Abstract We analyze the properties of the scattering matrix associated with the incident and scattered electric fields used in GPR. The elements of the scattering matrix provide information produced by different polarizations of the incident wave field. Rotationally invariant quantities such as trace, determinant and Frobenius norm lead to images that combine the information contained in the four elements of the scattering matrix in a mathematically simple and sound manner. The invariant quantities remove the directional properties implicit in the dipolar field used in GPR allowing the application of standard processing techniques designed for scalar fields, such as those used in seismic data processing.
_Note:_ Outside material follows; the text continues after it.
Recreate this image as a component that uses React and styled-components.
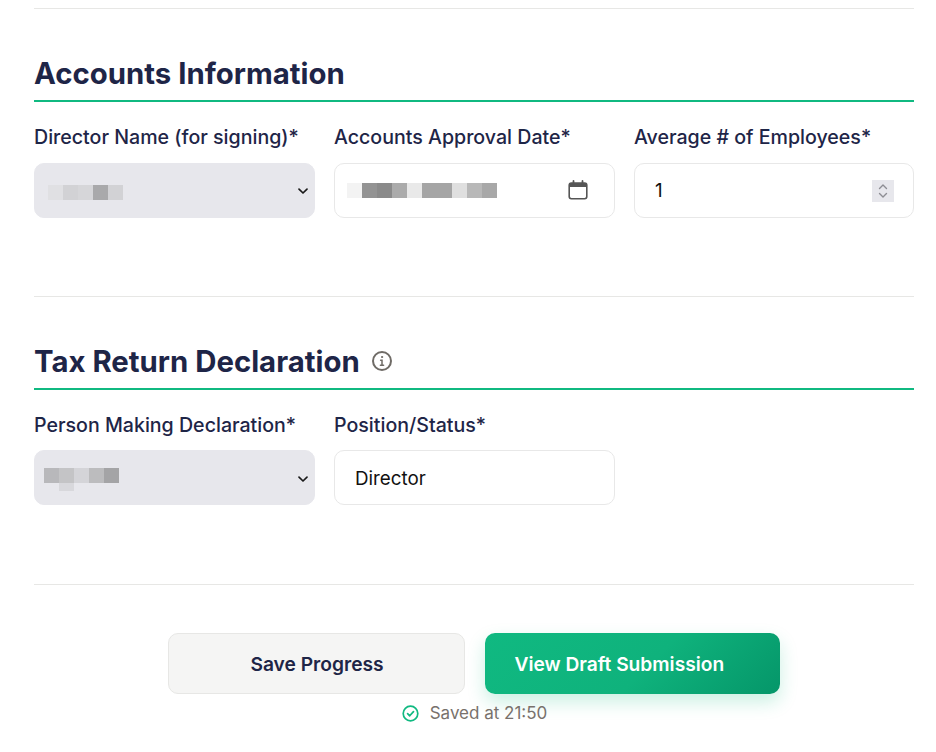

We illustrate the non-directional properties of the invariants using a 3D simulation of the wavefield produced by a point scatterer. The estimation of the azimuth angle of elongated targets is also explored using rotation transformations that maximize alternatively the co-polarized or the cross-polarized responses. The angle estimation is essentially an unstable process, particularly if low amplitudes or noisy data are involved. We apply the Frobenius norm ‖S‖F as a criterion for selection of the best amplitudes to use for a more stable and significant angle estimation. The performance of our formulation was tested with synthetic data produced by a 3D model of an air-filled metal pipe buried in a homogeneous halfspace. The images resulting from the invariants show a clear diffraction hyperbola suitable for a scalar wavefield migration, while the azimuth of the pipe is neatly resolved for amplitudes selected with ‖S‖F ≥ 0.4. A field experiment conducted above an aqueduct pipe illustrates the proposed methods with real data. The images obtained from the invariants are better than those from the individual elements of the scattering matrix. The azimuth estimated using our formulation is in agreement with the probable orientation of the aqueduct. Finally, a field experiment above a buried air-filled barrel shows that combining the information in the way proposed in this work may lead to an improved image of the subsurface target, the cost to pay is the lost of directional information contained in the scattering matrix. In general, we claim that the methods proposed in this work can be useful to analyze the information acquired by multicomponent GPR surveys using standard scalar wavefield algorithms.